--- START OF The records ---

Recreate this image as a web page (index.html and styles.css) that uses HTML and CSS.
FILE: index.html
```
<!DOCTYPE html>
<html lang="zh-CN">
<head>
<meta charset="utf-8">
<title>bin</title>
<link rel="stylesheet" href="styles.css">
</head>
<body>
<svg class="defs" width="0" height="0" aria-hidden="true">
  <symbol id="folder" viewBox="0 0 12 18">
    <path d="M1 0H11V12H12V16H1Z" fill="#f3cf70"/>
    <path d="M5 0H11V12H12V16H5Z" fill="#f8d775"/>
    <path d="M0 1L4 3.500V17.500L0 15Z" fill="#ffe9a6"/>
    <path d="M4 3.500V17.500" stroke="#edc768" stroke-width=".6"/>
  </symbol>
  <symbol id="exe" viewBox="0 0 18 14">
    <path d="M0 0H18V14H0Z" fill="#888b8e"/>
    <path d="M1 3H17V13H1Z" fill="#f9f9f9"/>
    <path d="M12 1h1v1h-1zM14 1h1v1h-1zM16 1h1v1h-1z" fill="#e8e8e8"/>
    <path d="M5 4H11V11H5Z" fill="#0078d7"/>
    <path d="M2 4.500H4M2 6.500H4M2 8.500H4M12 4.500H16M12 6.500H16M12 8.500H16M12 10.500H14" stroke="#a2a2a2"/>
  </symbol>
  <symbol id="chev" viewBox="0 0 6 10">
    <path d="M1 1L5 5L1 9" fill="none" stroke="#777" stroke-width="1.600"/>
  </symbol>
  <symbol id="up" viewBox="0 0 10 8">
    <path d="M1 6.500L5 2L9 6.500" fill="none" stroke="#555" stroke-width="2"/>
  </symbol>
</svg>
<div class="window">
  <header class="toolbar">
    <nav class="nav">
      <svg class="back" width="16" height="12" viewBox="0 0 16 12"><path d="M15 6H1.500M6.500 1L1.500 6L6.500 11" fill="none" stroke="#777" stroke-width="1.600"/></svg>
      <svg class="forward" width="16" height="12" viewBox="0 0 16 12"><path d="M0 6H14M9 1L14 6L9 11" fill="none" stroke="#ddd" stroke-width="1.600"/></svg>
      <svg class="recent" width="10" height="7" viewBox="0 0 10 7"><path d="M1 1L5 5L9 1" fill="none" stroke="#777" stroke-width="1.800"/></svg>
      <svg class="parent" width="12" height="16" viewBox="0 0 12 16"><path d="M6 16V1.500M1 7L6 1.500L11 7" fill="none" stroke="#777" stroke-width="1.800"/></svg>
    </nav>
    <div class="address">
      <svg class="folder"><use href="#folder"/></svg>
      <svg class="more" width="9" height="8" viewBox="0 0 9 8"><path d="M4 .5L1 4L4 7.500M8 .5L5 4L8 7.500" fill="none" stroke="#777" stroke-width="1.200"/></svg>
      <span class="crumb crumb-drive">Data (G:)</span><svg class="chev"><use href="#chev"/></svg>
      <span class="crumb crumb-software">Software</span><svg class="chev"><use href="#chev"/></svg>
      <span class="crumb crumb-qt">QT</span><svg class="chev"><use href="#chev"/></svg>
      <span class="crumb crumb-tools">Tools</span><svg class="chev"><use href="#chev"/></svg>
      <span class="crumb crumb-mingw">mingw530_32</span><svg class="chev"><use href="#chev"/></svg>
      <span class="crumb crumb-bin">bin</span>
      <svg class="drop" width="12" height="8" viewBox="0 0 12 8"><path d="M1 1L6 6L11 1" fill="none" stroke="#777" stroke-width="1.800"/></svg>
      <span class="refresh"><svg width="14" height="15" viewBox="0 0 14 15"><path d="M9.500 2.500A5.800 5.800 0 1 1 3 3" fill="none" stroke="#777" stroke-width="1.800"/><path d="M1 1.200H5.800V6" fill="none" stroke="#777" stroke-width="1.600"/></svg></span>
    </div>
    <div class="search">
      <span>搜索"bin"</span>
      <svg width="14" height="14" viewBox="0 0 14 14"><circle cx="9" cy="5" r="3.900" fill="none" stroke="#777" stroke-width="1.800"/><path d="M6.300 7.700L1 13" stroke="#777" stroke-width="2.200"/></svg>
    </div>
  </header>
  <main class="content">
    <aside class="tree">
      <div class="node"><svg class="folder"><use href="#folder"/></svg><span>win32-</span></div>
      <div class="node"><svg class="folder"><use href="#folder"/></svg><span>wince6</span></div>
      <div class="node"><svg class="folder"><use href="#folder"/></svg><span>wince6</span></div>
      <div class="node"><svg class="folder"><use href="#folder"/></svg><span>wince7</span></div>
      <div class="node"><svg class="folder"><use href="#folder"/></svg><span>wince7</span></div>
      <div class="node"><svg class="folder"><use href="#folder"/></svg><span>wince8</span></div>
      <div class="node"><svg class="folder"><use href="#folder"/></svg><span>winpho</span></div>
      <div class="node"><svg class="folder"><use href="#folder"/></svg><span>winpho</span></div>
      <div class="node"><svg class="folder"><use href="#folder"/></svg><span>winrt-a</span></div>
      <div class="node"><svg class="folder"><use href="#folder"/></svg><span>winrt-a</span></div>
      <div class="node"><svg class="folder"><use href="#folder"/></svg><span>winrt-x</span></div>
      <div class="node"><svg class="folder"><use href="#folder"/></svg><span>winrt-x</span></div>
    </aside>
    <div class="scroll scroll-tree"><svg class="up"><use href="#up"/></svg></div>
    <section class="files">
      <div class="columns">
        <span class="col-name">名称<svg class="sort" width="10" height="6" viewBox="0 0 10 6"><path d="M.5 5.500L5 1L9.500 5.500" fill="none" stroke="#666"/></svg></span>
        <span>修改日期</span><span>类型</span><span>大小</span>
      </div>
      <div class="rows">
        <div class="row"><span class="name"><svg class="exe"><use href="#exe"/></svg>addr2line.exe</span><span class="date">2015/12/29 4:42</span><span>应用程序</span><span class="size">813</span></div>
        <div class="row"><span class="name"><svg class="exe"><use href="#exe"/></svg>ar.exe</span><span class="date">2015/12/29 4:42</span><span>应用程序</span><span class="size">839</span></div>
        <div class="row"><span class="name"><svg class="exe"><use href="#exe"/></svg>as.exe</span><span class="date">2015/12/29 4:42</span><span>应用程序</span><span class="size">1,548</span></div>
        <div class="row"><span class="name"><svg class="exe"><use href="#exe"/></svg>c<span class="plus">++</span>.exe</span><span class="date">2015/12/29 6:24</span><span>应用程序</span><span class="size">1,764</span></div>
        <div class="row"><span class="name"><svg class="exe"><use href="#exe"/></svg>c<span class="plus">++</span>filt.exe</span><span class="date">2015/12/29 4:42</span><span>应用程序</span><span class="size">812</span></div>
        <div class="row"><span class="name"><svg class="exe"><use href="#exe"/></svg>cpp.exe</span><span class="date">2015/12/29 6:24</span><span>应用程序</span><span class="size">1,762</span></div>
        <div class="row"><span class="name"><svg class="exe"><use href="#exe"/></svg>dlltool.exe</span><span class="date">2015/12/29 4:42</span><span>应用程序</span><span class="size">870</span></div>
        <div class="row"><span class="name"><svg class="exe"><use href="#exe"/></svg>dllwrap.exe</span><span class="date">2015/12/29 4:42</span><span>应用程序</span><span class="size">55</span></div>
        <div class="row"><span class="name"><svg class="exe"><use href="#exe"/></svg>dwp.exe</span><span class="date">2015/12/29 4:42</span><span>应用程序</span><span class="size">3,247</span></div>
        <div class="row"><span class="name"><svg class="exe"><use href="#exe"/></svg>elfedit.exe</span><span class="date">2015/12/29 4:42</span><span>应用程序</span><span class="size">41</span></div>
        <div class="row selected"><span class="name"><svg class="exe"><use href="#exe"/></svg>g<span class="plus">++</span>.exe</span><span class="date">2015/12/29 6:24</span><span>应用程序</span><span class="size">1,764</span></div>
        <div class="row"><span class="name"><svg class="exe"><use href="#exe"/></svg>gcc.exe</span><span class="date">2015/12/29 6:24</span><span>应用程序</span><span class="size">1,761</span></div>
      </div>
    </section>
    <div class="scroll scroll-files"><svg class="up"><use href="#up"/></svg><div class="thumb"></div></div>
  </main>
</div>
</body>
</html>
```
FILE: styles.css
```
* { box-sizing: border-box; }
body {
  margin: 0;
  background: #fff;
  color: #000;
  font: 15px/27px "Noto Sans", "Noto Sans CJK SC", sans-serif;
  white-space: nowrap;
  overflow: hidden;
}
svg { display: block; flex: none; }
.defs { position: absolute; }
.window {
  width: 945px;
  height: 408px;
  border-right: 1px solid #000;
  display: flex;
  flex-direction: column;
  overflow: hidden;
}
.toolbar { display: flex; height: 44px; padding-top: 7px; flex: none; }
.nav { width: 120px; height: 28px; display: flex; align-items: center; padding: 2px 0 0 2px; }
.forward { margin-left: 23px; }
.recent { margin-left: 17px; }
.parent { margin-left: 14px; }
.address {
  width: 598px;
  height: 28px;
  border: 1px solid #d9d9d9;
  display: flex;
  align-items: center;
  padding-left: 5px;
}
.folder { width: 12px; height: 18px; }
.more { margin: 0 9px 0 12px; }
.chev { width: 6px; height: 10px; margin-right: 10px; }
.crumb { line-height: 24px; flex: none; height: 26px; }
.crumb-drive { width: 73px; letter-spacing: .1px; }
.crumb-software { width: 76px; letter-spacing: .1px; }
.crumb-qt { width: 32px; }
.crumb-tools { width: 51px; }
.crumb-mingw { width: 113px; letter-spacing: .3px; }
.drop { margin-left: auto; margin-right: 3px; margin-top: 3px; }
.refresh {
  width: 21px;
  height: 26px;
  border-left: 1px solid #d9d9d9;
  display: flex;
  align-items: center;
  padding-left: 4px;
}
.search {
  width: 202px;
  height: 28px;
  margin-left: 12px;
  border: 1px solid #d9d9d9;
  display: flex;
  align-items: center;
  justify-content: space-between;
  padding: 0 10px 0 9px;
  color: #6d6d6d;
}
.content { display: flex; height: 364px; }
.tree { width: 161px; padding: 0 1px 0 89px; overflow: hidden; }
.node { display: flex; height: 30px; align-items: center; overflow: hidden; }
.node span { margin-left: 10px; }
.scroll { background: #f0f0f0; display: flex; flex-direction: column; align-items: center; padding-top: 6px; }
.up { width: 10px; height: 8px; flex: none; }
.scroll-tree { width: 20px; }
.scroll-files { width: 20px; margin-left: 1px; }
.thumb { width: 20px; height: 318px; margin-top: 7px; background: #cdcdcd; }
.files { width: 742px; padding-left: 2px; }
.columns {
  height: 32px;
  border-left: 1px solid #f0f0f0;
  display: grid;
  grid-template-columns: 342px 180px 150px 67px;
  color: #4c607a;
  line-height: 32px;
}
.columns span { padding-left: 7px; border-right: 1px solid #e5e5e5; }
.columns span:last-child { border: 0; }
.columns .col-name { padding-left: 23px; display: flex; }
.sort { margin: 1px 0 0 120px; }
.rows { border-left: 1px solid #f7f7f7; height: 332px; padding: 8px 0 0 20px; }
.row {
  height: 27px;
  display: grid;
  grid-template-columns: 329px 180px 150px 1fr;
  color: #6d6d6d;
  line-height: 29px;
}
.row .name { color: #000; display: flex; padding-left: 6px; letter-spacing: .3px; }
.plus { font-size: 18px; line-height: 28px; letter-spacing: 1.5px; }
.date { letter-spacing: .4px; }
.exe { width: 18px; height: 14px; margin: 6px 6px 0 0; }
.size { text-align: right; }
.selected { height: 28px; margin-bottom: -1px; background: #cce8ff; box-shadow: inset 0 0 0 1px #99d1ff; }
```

--- END OF The records ---
--- START OF The records ---

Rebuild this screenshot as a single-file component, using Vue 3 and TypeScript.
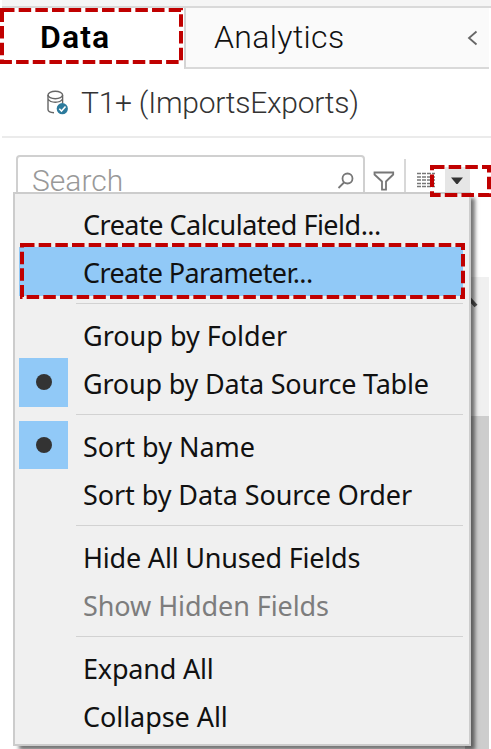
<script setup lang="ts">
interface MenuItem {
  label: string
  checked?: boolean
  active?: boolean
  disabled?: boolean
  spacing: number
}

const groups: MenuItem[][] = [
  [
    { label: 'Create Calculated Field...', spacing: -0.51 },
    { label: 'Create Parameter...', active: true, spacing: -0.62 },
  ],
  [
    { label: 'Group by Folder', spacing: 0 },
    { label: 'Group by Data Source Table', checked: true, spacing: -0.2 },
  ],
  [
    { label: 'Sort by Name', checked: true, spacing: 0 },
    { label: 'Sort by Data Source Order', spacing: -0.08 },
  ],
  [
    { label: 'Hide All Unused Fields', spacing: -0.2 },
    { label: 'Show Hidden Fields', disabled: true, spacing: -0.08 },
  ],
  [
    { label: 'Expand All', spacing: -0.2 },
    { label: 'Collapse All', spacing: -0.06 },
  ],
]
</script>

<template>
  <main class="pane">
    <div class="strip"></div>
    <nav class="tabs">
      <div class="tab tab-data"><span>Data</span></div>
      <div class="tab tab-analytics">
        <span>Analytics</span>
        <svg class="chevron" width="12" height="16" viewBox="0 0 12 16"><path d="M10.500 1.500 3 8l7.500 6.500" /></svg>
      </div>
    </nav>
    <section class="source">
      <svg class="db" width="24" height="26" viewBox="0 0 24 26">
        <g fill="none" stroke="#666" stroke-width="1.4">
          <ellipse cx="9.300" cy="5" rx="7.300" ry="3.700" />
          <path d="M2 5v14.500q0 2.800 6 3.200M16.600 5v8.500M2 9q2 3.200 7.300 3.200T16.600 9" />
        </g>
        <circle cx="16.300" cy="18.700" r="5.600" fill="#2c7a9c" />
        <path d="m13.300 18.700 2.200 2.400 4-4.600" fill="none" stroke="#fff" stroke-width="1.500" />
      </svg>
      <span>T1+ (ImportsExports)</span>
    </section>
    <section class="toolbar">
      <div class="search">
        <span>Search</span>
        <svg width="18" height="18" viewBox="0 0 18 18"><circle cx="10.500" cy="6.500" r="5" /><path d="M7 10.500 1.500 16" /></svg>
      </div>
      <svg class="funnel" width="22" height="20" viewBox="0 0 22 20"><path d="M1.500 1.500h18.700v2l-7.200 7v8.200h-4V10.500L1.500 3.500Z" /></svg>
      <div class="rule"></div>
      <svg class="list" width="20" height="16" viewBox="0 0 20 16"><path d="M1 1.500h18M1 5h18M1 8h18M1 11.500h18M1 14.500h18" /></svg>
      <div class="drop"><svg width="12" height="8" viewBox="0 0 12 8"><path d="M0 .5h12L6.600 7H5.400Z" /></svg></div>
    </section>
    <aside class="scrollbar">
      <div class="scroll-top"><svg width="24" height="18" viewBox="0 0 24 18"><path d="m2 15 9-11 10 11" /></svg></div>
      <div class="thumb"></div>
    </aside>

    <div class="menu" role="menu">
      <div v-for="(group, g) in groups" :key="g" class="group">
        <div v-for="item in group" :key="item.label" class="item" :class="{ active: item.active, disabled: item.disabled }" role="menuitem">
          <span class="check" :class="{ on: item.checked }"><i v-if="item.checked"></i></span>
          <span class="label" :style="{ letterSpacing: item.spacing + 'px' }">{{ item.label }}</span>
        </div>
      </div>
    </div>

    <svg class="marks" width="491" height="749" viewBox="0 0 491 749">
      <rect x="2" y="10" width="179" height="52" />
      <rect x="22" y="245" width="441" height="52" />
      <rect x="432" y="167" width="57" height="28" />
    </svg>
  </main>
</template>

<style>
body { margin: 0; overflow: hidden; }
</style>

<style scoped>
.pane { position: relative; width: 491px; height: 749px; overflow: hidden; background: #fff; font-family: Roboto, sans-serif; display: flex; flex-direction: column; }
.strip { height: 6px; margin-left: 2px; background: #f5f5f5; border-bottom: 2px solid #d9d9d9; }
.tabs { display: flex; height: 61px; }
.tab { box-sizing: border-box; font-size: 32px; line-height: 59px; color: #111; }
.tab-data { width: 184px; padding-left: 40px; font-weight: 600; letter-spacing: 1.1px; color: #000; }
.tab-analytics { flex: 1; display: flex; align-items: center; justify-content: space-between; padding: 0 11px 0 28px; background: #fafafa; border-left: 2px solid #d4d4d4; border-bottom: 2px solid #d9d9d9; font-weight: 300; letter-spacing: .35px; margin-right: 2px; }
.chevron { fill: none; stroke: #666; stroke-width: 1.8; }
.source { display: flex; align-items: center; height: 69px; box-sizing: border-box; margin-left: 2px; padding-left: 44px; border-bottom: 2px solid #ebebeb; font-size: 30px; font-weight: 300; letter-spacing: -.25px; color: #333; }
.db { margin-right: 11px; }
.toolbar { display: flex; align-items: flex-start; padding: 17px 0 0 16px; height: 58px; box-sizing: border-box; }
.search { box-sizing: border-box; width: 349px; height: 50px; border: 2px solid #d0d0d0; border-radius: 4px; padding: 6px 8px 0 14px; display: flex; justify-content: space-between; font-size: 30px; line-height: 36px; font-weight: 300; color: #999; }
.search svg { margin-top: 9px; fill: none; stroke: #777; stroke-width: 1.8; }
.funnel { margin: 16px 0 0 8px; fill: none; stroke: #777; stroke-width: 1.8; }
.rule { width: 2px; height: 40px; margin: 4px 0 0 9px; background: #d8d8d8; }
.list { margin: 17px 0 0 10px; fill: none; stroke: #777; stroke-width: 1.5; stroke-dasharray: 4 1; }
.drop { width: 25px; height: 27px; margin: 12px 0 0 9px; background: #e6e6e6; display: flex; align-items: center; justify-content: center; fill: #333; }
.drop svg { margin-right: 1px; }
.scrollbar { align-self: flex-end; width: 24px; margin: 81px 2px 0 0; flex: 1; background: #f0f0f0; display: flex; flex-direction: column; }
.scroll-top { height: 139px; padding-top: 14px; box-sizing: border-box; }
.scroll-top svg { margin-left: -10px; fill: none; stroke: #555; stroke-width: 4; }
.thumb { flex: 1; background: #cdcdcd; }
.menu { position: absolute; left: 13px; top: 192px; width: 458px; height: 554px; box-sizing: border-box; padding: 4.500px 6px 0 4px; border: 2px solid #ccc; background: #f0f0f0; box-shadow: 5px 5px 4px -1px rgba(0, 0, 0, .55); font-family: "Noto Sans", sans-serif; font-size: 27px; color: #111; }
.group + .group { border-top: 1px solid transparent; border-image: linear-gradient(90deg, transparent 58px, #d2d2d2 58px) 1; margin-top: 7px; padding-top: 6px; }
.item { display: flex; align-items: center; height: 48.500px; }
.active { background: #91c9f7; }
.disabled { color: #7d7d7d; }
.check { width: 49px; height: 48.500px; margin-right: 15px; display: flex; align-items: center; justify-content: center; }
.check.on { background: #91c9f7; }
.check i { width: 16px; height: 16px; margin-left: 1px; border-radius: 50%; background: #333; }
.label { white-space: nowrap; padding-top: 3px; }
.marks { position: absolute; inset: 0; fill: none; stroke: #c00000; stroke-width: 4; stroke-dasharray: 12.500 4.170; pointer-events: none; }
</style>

--- END OF The records ---

*Written task:* In the listing, find each line with the string "styles" and copy it.

*Solved exercise:*
Recreate this image as a web page (index.html and styles.css) that uses HTML and CSS.
<link rel="stylesheet" href="styles.css">
FILE: styles.css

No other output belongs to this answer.